# INSTRUCTION
Starting with the first line of the listing, quote each line exactly until and including the one with "const sections = ['Number", leaving pictures out.

** begin SUPPLIED INFORMATION **

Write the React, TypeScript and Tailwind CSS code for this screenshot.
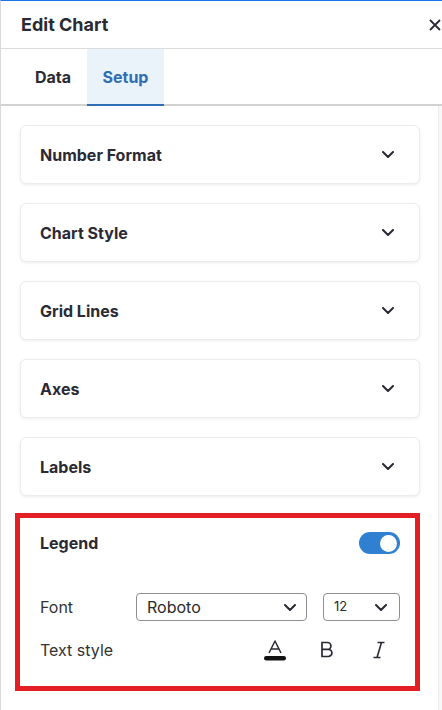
import { useState } from 'react';

const sections = ['Number Format', 'Chart Style', 'Grid Lines', 'Axes', 'Labels'];

function Chevron({ className = '' }: { className?: string }) {
  return (
    <svg width="12" height="7" viewBox="0 0 12 7" fill="none" className={className}>
      <path d="M1 1l5 5 5-5" stroke="currentColor" strokeWidth="2" strokeLinecap="round" strokeLinejoin="round" />
    </svg>
  );
}

function SectionCard({ title }: { title: string }) {
  return (
    <div className="h-[59px] flex items-center justify-between pl-[19px] pr-[25px] bg-white rounded-[6px] border border-[#ececec] shadow-[0_1px_3px_rgba(0,0,0,0.08)]">
      <span className="text-[16px] font-bold text-[#2a2a35]">{title}</span>
      <Chevron className="text-[#2a2a35]" />
    </div>
  );
}

export default function App() {
  const [on, setOn] = useState(true);

  return (
    <div
      className="w-[442px] h-[710px] flex flex-col bg-white border-l border-[#d9d9d9] border-t border-t-[#1a73e8] overflow-hidden"
      style={{ fontFamily: 'Inter, "Noto Sans", sans-serif' }}
    >
      {/* header */}
      <div className="h-[48px] shrink-0 flex items-center justify-between pl-[20px] pr-[1px] border-b border-[#dcdcdc]">
        <span className="text-[18px] font-bold text-[#2a2a33]">Edit Chart</span>
        <svg width="12" height="12" viewBox="0 0 12 12" className="text-[#2a2a33]">
          <path d="M1 1l10 10M11 1L1 11" stroke="currentColor" strokeWidth="1.8" />
        </svg>
      </div>

      {/* tabs */}
      <div className="h-[57px] shrink-0 flex border-b-2 border-[#d2d2d2]">
        <div className="w-[86px] pl-[34px] flex items-center text-[16px] font-bold text-[#2a2a33]">Data</div>
        <div className="w-[77px] -mb-[2px] flex items-center justify-center bg-[#eaf2fa] border-b-2 border-[#2f6db5] text-[16px] font-bold text-[#2f6db5]">
          Setup
        </div>
      </div>

      <div className="flex-1 flex min-h-0">
        <div className="flex-1 flex flex-col gap-[19px] pt-[19px] pl-[19px] pr-[18px]">
          {sections.map((s) => (
            <SectionCard key={s} title={s} />
          ))}

          {/* legend */}
          <div className="-mt-[2px] ml-[-5px] w-[405px] border-[5px] border-[#e41e25] bg-white pl-[20px] pr-[15px] pt-[14px] pb-[24px]">
            <div className="h-[22px] flex items-center justify-between">
              <span className="text-[16px] font-bold text-[#2a2a35]">Legend</span>
              <button
                onClick={() => setOn(!on)}
                className="w-[41px] h-[22px] rounded-full bg-[#2f80d0] flex items-center justify-end pr-[3px]"
              >
                <span className="w-[17px] h-[17px] rounded-full bg-white" />
              </button>
            </div>

            <div className="mt-[39px] h-[28px] flex items-center">
              <span className="w-[96px] text-[16px] text-[#333]">Font</span>
              <div className="w-[171px] h-[28px] flex items-center justify-between pl-[10px] pr-[10px] border border-[#8f8f8f] rounded-[4px] text-[16px] text-[#2a2a2a]">
                <span>Roboto</span>
                <Chevron className="text-[#2a2a35]" />
              </div>
              <div className="ml-[16px] w-[77px] h-[28px] flex items-center justify-between pl-[10px] pr-[12px] border border-[#8f8f8f] rounded-[4px] text-[13px] text-[#2a2a2a]">
                <span>12</span>
                <Chevron className="text-[#2a2a35]" />
              </div>
            </div>

            <div className="mt-[17px] h-[24px] flex items-center">
              <span className="flex-1 text-[16px] text-[#333]">Text style</span>
              <div className="flex items-center gap-[28px] mr-[9px] text-[#2a2a35]">
                <svg width="24" height="22" viewBox="0 0 24 22" fill="none">
                  <path d="M6 14L12 2l6 12M8.3 10h7.4" stroke="currentColor" strokeWidth="1.5" strokeLinejoin="round" />
                  <rect x="1" y="17" width="22" height="4.5" rx="2.25" fill="#111" />
                </svg>
                <svg width="24" height="18" viewBox="0 0 24 18" fill="none">
                  <path d="M7 1.5h5.5a3.4 3.4 0 0 1 0 6.8H7zM7 8.3h6.3a3.6 3.6 0 0 1 0 7.2H7z" stroke="currentColor" strokeWidth="1.7" />
                </svg>
                <svg width="24" height="18" viewBox="0 0 24 18" fill="none">
                  <path d="M10.5 1.5h7M6.5 16.5h7M14.5 1.5l-4.5 15" stroke="currentColor" strokeWidth="1.6" />
                </svg>
              </div>
            </div>
          </div>
        </div>
        <div className="w-[5px] shrink-0 bg-[#f8f8f8] border-l border-[#ececec]" />
      </div>
    </div>
  );
}
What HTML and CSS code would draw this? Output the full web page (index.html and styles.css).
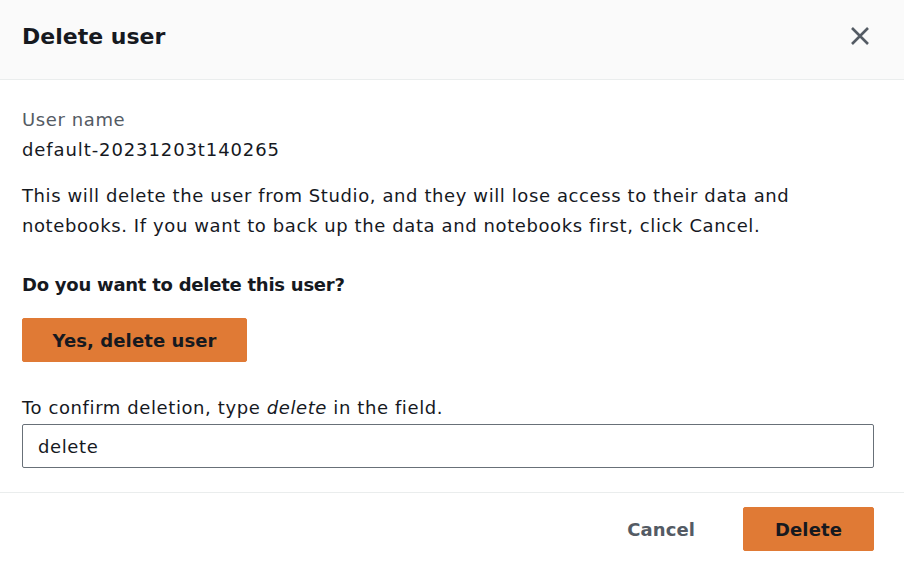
FILE: index.html
```html
<!DOCTYPE html>
<html lang="en">
<head>
<meta charset="utf-8">
<title>Delete user</title>
<link rel="stylesheet" href="styles.css">
</head>
<body>
<div class="modal">
  <header class="modal-header">
    <h1 class="title">Delete user</h1>
    <button class="close" aria-label="Close">
      <svg width="20" height="20" viewBox="0 0 20 20"><path d="M2 2 L18 18 M18 2 L2 18" stroke="#545b64" stroke-width="2.6" fill="none"/></svg>
    </button>
  </header>
  <main class="modal-body">
    <div class="field">
      <div class="label">User name</div>
      <div class="value">default-20231203t140265</div>
    </div>
    <p class="text">This will delete the user from Studio, and they will lose access to their data and notebooks. If you want to back up the data and notebooks first, click Cancel.</p>
    <p class="question">Do you want to delete this user?</p>
    <button class="btn btn-primary yes">Yes, delete user</button>
    <label class="confirm-label" for="confirm">To confirm deletion, type <em>delete</em> in the field.</label>
    <input id="confirm" class="input" type="text" value="delete">
  </main>
  <footer class="modal-footer">
    <button class="btn btn-link">Cancel</button>
    <button class="btn btn-primary del">Delete</button>
  </footer>
</div>
</body>
</html>
```
FILE: styles.css
```css
* { box-sizing: border-box; }
html, body { margin: 0; padding: 0; background: #ffffff; }
body {
  font-family: "DejaVu Sans", "Open Sans", Arial, sans-serif;
  color: #16191f;
  width: 904px;
  height: 564px;
  overflow: hidden;
}
.modal { display: flex; flex-direction: column; height: 564px; }
.modal-header {
  height: 80px;
  background: #fafafa;
  border-bottom: 1px solid #eaeded;
  display: flex;
  align-items: center;
  justify-content: space-between;
  padding: 0 34px 0 22px;
}
.title {
  margin: 0;
  font-size: 22px;
  font-weight: 700;
  line-height: 30px;
  margin-top: -6px;
  color: #16191f;
}
.close {
  background: none;
  border: 0;
  padding: 0;
  width: 20px;
  height: 20px;
  margin-top: -7px;
  display: flex;
}
.modal-body {
  padding: 25px 30px 0 22px;
  font-size: 18px;
  line-height: 30px;
  letter-spacing: 0.6px;
}
.label { color: #545b64; }
.value { color: #16191f; letter-spacing: 0.9px; }
.text { margin: 16px 0 0; }
.question { margin: 29px 0 0; font-weight: 700; letter-spacing: -0.25px; }
.btn {
  font-family: inherit;
  font-size: 18px;
  font-weight: 700;
  border-radius: 2px;
  cursor: pointer;
  letter-spacing: 0.1px;
}
.btn-primary {
  background: #e07a35;
  border: 1px solid #e07a35;
  color: #16191f;
  height: 44px;
}
.yes { margin-top: 18px; width: 225px; display: block; }
.confirm-label { display: block; margin-top: 31px; margin-bottom: 1px; }
.input {
  display: block;
  width: 852px;
  height: 44px;
  border: 1.5px solid #687078;
  border-radius: 2px;
  font-family: inherit;
  font-size: 18px;
  letter-spacing: 0.6px;
  color: #16191f;
  padding: 0 15px;
  margin-top: 0;
}
.modal-footer {
  margin-top: 24px;
  border-top: 1px solid #eaeded;
  display: flex;
  justify-content: flex-end;
  align-items: center;
  padding: 14px 30px 0 22px;
  gap: 48px;
}
.btn-link {
  background: none;
  border: 0;
  color: #545b64;
  padding: 0;
}
.del { width: 131px; }
```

** end SUPPLIED INFORMATION **

# EXPECTED ANSWER
Write the React, TypeScript and Tailwind CSS code for this screenshot.
import { useState } from 'react';

const sections = ['Number Format', 'Chart Style', 'Grid Lines', 'Axes', 'Labels'];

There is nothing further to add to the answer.